First, there are different types of blogging, just as there are different types of print media. You have to get your mind around the fact that blogging is merely a vehicle of expression, adaptable to many different contexts, styles and purposes. Kind of like word processing. Dvorak tries to use IBM's failure as a corporation to spark the blogging bug in its employees as an example of why blogging isn't all that and a slice of cheese like its fans say. But comparing corporate activity with personal hobby activity is ridiculous. I don't know what IBM's purpose for encouraging blogging is, but I doubt it's the same as my purpose for doing it. Apples and oranges. No relation. Blogging is a tool, not a flavor or a style. Dvorak concludes from his already logic-lite argument that only a very small fraction of computer users will ever actively blog. And that undermines blogging because.....? Only a fraction of readers will ever be journalists, and an even smaller fraction will be columnists. Should we thus dismiss columnists as useless flashes in the pan with no value? (Don't tempt me.) To the extent that blogging has power beyond the individual voice, it's through not just how many do it, or even how many read them. It's because of who reads them. A lot of opinion- and decision-makers on the local, state, national and international level either use blogs to influence opinion or read blogs to gauge opinion in various sectors, including that knowledge in their information gathering and decision making. And it's also important that the bloggers are providing information that isn't available as soon, or as completely, in the MSM. Besides, Thomas Paine was just one man, right? Harriet Beecher Stowe, just one woman. Who's to say sheer numbers make the argument?Nice job refuting points that were probably too weak to have been printed. One thing to note is that his odd mirroring of IBM's success onto the whole blogosphere is based on his own perspective which is well rooted on the corporate side of PC Technology.

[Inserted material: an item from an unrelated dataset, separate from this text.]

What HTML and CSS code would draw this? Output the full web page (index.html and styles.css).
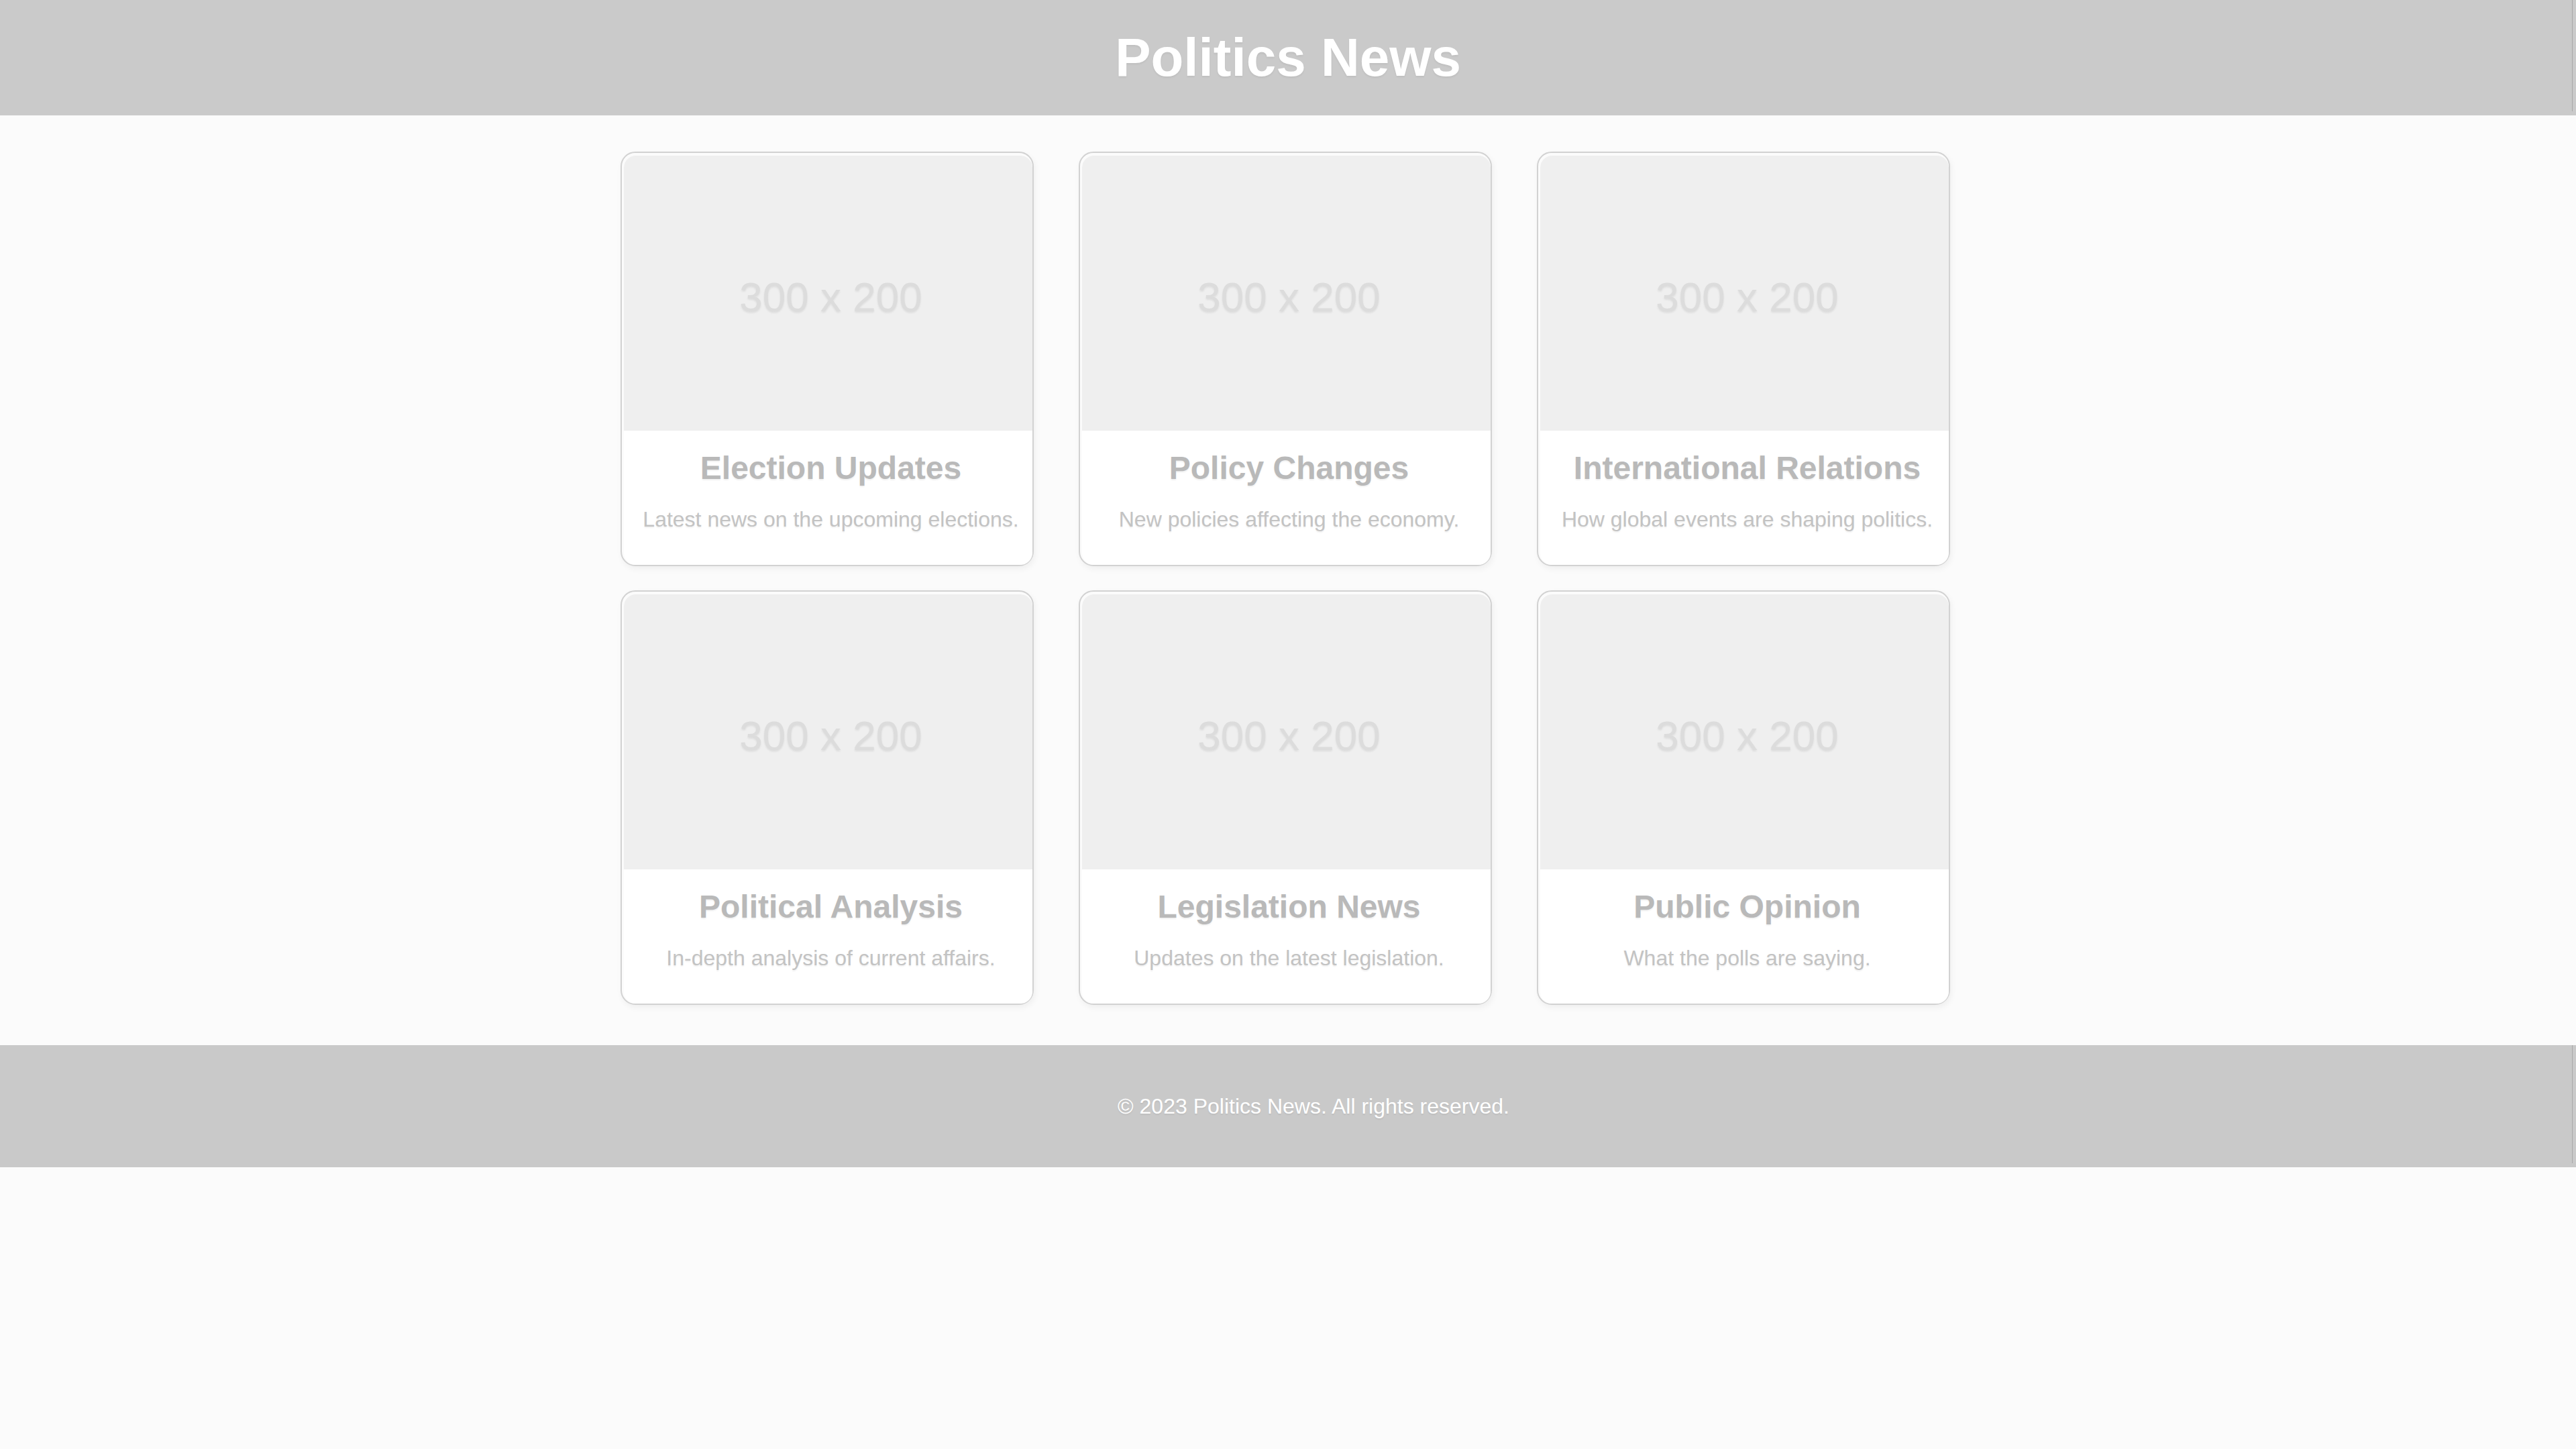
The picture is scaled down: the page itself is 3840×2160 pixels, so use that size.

Actually, you have to know the history of Mr. Dvorak to understand his current comments in full, not to mention the special amounts of vitriol the Mac zealots have for him. See, he used to be a Mac guy, then he went to the dark side. That ranks as apostasy for the lunatic Mac jihadists, so they will go out of their way to dump venom on Dvorak, instead of ignoring him for the (mostly) idiot he appears to be.
That being said, he has a point about the weblogs and the recent “Apple vs. Bloggers” case. Almost every reporter and blog got the whole story wrong from the get-go. ‘Cept me, of course. The case was always about theft, thieves, and stolen property and the oh-so-pious Mac fanboy press and MSM kept insisting this was a First Amendment broadside from Apple. That was the party line, and woe unto ye who did not toe that line, even if it was wrong.
I couldn’t care less about being percieved as “wrong”, I have always gone where the evidence leads. If the baby is ugly, draping the baby in rose petals isn’t gong to change that basic fact. I stuck to my guns, and everyone else hammered away, and then the judge ruled, and I was right. He didn’t even touch the First Amendment issues because he had no need. Theft is theft is theft, and First Amendment considerations be damned, nobody has a “right” to steal.
Anyone reading Judge K.’s opinion will see he really put the rhetorical and legal smackdown on the “movants”. He even called them “fences”, as in the resellers-of-stolen-property sense of the word. Yea and verily he did smite them mightily. But still the brainless Mac press drones on about “ducking the issue” and First Amendment ad nauseum, no matter the facts of the case.
So while I don’t generally support what Dvorak says at any given point in time, on this issue he has struck the nail square on the head. Or as my idol Gen. George Patton put it -
If everyone is thinking alike, then somebody isn’t thinking.
I think the Napster generation has a real issue coping with the whole concept of intellectual property rights. I agree that the judge made the correct call and that Apple was well within their rights to sue.
As I stated above, I have always enjoyed Dvorak’s snarky pulse on the industry. But he is wrong sometimes and I think Susanna is spot on regarding the weakness of his blog analysis.
Oh, and thanks for adding a little history on Dvoraks ‘light side’ days. That explains alot!